Il 20 gennaio del 1971 le forze militari fecero irruzione nella casa di Paiva a Rio de Janeiro e prelevarono Rubens. L’operazione fu condotta da uomini armati che sostenevano di essere membri dell’aeronautica militare brasiliana. Lui fece presente che non era più deputato – era stato allontanato forzatamente dalla politica – ma loro insistevano che devono fargli solo alcune domande. Dopo un paio di giorni anche Eunice ed Eliana la seconda figlia saranno portate via. Sia Eunice che Eliana furono interrogate nella stessa stanza del DOI-CODI dove venivano torturati presunti agenti comunisti. Affermarono di aver visto sangue a terra e di aver sentito le urla dei prigionieri torturati.
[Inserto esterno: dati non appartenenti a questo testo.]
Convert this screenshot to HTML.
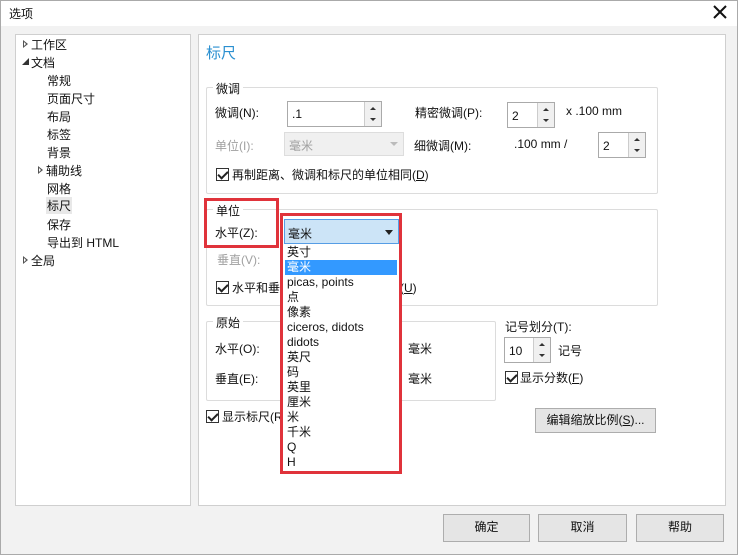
<!DOCTYPE html>
<html><head><meta charset="utf-8"><style>
*{margin:0;padding:0;box-sizing:border-box}
body{width:738px;height:555px;background:#f2f2f2;font-family:"Liberation Sans","Noto Sans CJK SC",sans-serif;font-size:12px;color:#111;position:relative;overflow:hidden}
.a{position:absolute;white-space:nowrap}
.box{position:absolute;border:1px solid #cfcfcf}
.grp{position:absolute;border:1px solid #dcdcdc;border-radius:2px}
.lg{position:absolute;background:#fff;padding:0 3px}
.inp{position:absolute;background:#fff;border:1px solid #aaa}
.sp{position:absolute;background:#f0f0f0;border-left:1px solid #ccc;top:0;right:0;width:17px;height:100%}
.sp:before{content:"";position:absolute;left:5px;top:5px;border:3px solid transparent;border-bottom:3px solid #333;border-top:0}
.sp:after{content:"";position:absolute;left:5px;bottom:5px;border:3px solid transparent;border-top:3px solid #333;border-bottom:0}
.cb{position:absolute;width:13px;height:13px;border:1px solid #333;background:#fff}
.cb:after{content:"";position:absolute;left:3px;top:0px;width:4px;height:8px;border:solid #222;border-width:0 2px 2px 0;transform:rotate(45deg)}
.btn{position:absolute;background:#e5e5e5;border:1px solid #adadad;text-align:center;line-height:25px}
.red{position:absolute;border:3px solid #e0333b}
.gray{color:#a0a0a0}
.li{position:absolute;left:285px;width:112px;height:15px;line-height:15px;padding-left:2px}
.tr{position:absolute;width:0;height:0;border-top:4px solid transparent;border-bottom:4px solid transparent;border-left:5px solid #555}
.tr:after{content:"";position:absolute;left:-4px;top:-2px;border-top:2px solid transparent;border-bottom:2px solid transparent;border-left:2px solid #fff}
</style></head><body>
<div class="a" style="left:0;top:0;width:738px;height:26px;background:#fff"></div>
<div class="a" style="left:9px;top:5px;font-size:12px">选项</div>
<svg class="a" style="left:713px;top:5px" width="14" height="14"><path d="M1 1L13 13M13 1L1 13" stroke="#111" stroke-width="2"/></svg>

<div class="box" style="left:15px;top:34px;width:176px;height:472px;background:#fff"></div>
<div class="tr" style="left:23px;top:40px"></div><div class="a" style="left:31px;top:36px">工作区</div>
<svg class="a" style="left:22px;top:58px" width="7" height="7"><path d="M7 0L7 7L0 7Z" fill="#333"/></svg><div class="a" style="left:31px;top:54px">文档</div>
<div class="a" style="left:47px;top:72px">常规</div>
<div class="a" style="left:47px;top:90px">页面尺寸</div>
<div class="a" style="left:47px;top:108px">布局</div>
<div class="a" style="left:47px;top:126px">标签</div>
<div class="a" style="left:47px;top:144px">背景</div>
<div class="tr" style="left:38px;top:166px"></div><div class="a" style="left:46px;top:162px">辅助线</div>
<div class="a" style="left:47px;top:180px">网格</div>
<div class="a" style="left:46px;top:197px;background:#e8e8e8;padding:0 1px">标尺</div>
<div class="a" style="left:47px;top:216px">保存</div>
<div class="a" style="left:47px;top:234px">导出到 HTML</div>
<div class="tr" style="left:23px;top:256px"></div><div class="a" style="left:31px;top:252px">全局</div>

<div class="box" style="left:198px;top:34px;width:528px;height:472px;background:#fff"></div>
<div class="a" style="left:206px;top:42px;font-size:15px;color:#2a8fd0">标尺</div>

<div class="grp" style="left:206px;top:87px;width:452px;height:107px"></div>
<div class="lg" style="left:213px;top:80px">微调</div>
<div class="a" style="left:215px;top:104px">微调(N):</div>
<div class="inp" style="left:287px;top:101px;width:95px;height:26px"><span class="a" style="left:4px;top:5px">.1</span><div class="sp"></div></div>
<div class="a" style="left:415px;top:104px">精密微调(P):</div>
<div class="inp" style="left:507px;top:102px;width:48px;height:26px"><span class="a" style="left:4px;top:6px">2</span><div class="sp"></div></div>
<div class="a" style="left:566px;top:104px">x .100 mm</div>
<div class="a gray" style="left:215px;top:137px">单位(I):</div>
<div class="a" style="left:284px;top:132px;width:120px;height:24px;background:#f0f0f0;border:1px solid #ddd"><span class="a gray" style="left:4px;top:4px">毫米</span><span class="a" style="right:5px;top:9px;border:4px solid transparent;border-top:4px solid #bbb"></span></div>
<div class="a" style="left:414px;top:137px">细微调(M):</div>
<div class="a" style="left:514px;top:137px">.100 mm /</div>
<div class="inp" style="left:598px;top:132px;width:48px;height:26px"><span class="a" style="left:4px;top:6px">2</span><div class="sp"></div></div>
<div class="cb" style="left:216px;top:168px"></div>
<div class="a" style="left:232px;top:166px">再制距离、微调和标尺的单位相同(<u>D</u>)</div>

<div class="grp" style="left:206px;top:209px;width:452px;height:97px"></div>
<div class="lg" style="left:213px;top:202px">单位</div>
<div class="a" style="left:215px;top:224px">水平(Z):</div>
<div class="a gray" style="left:217px;top:251px">垂直(V):</div>
<div class="cb" style="left:216px;top:281px"></div>
<div class="a" style="left:232px;top:279px">水平和垂直标尺使用相同的单位(<u>U</u>)</div>

<div class="grp" style="left:206px;top:321px;width:290px;height:80px"></div>
<div class="lg" style="left:213px;top:314px">原始</div>
<div class="a" style="left:215px;top:340px">水平(O):</div>
<div class="a" style="left:408px;top:340px">毫米</div>
<div class="a" style="left:215px;top:370px">垂直(E):</div>
<div class="a" style="left:408px;top:370px">毫米</div>
<div class="a" style="left:505px;top:318px">记号划分(T):</div>
<div class="inp" style="left:504px;top:337px;width:47px;height:26px"><span class="a" style="left:4px;top:6px">10</span><div class="sp"></div></div>
<div class="a" style="left:558px;top:342px">记号</div>
<div class="cb" style="left:505px;top:371px"></div>
<div class="a" style="left:520px;top:369px">显示分数(<u>F</u>)</div>
<div class="cb" style="left:206px;top:410px"></div>
<div class="a" style="left:222px;top:408px">显示标尺(R)</div>
<div class="btn" style="left:535px;top:408px;width:121px;height:25px;line-height:23px">编辑缩放比例(<u>S</u>)...</div>

<div class="a" style="left:283px;top:244px;width:116px;height:228px;background:#fff"></div>
<div class="a" style="left:284px;top:219px;width:115px;height:25px;background:#cce4f7;border:1px solid #569de5"><span class="a" style="left:3px;top:5px">毫米</span><span class="a" style="right:5px;top:10px;border:4px solid transparent;border-top:5px solid #222"></span></div>
<div class="li" style="top:245px">英寸</div>
<div class="li" style="top:260px;background:#3399ff;color:#fff">毫米</div>
<div class="li" style="top:275px">picas, points</div>
<div class="li" style="top:290px">点</div>
<div class="li" style="top:305px">像素</div>
<div class="li" style="top:320px">ciceros, didots</div>
<div class="li" style="top:335px">didots</div>
<div class="li" style="top:350px">英尺</div>
<div class="li" style="top:365px">码</div>
<div class="li" style="top:380px">英里</div>
<div class="li" style="top:395px">厘米</div>
<div class="li" style="top:410px">米</div>
<div class="li" style="top:425px">千米</div>
<div class="li" style="top:440px">Q</div>
<div class="li" style="top:455px">H</div>

<div class="red" style="left:204px;top:198px;width:75px;height:50px"></div>
<div class="red" style="left:280px;top:213px;width:122px;height:261px"></div>

<div class="btn" style="left:443px;top:514px;width:87px;height:28px">确定</div>
<div class="btn" style="left:538px;top:514px;width:89px;height:28px">取消</div>
<div class="btn" style="left:636px;top:514px;width:88px;height:28px">帮助</div>
<div class="a" style="left:0;top:0;width:738px;height:555px;border:1px solid #aaa"></div>
</body></html>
La figlia sarà rilasciata il giorno dopo ma Eunice rimarrà per 12 giorni incarcerata in caserma senza avere alcuna notizia né della figlia né del marito.
Una volta riportata a casa si metterà in contatto con gli amici del marito e con l’avvocato per cercare di avere notizie di Rubens. Purtroppo saranno sforzi inutili, non ci sono prove dell’arresto del marito e nessuno dei militari sembra sapere nulla.
A un certo punto tramite gli amici giunge la notizia che Rubens è morto, anche se non si sa come e dove. All’epoca usavano le torture e giustiziavano in massa i prigionieri, talvolta la lanciandoli dagli aerei.
Tanti, troppi, saranno i desaparecidos di cui non si saprà più nulla.
A questo punto avverrà una trasformazione e la tragedia che colpisce Eunice ribalta la sua vita di casalinga benestante e la costringe a reinventarsi, con una nuova consapevolezza: deve proteggere i suoi cari e disegnare un futuro diverso. Venderà il terreno e lascerà la casa di Rio per trasferirsi in una casa più modesta a San Paolo. Studierà giurisprudenza, lavorerà e si batterà per tutta la vita per cercare giustizia per il marito, di cui dopo più di vent’anni otterrà il certificato di morte.
Il film è coinvolgente e fa riflettere, è girato molto bene da Water Salles (da bambino era un vicino di casa di Rubens Paiva) che riesce a creare la tensione senza mai mostrare scene di palese violenza, mentre le emozioni di dolore, ma anche di dignità, sono molto bene espresse dal volto dell’attrice Fernanda Torres.
Una piccola curiosità: nell’ultima scena Eunice anziana e malata di Alzheimer è interpretata da Fernanda Montenegro, madre della attrice protagonista.
Credo che ricordare questa vicenda e mettere al bando pubblicamente queste pratiche, anche con un film, è necessario con la speranza che cessino di esistere. Da un’intervista a Salles: «Ho lavorato molti anni a questo mio ultimo film. Intanto il mondo cambiava: la sociologia delle comunicazioni è sostituita dai social media. Oggi sono gratificato dal fatto che il mio film sia riuscito a conquistare il pubblico del mio Paese con una storia di cronaca che gli appartiene e in un momento in cui è utilissimo anche alle nuove generazioni».
La pellicola “Ainda estou aqui” di Walter Salles, in lingua brasiliana, è stata girata in 35 millimetri con inserti in super 8, è stata presentata alla Mostra del Cinema di Venezia la scorsa estate conquistando i favori della critica. Ha vinto meritatamente l’Oscar 2025 come miglior film internazionale.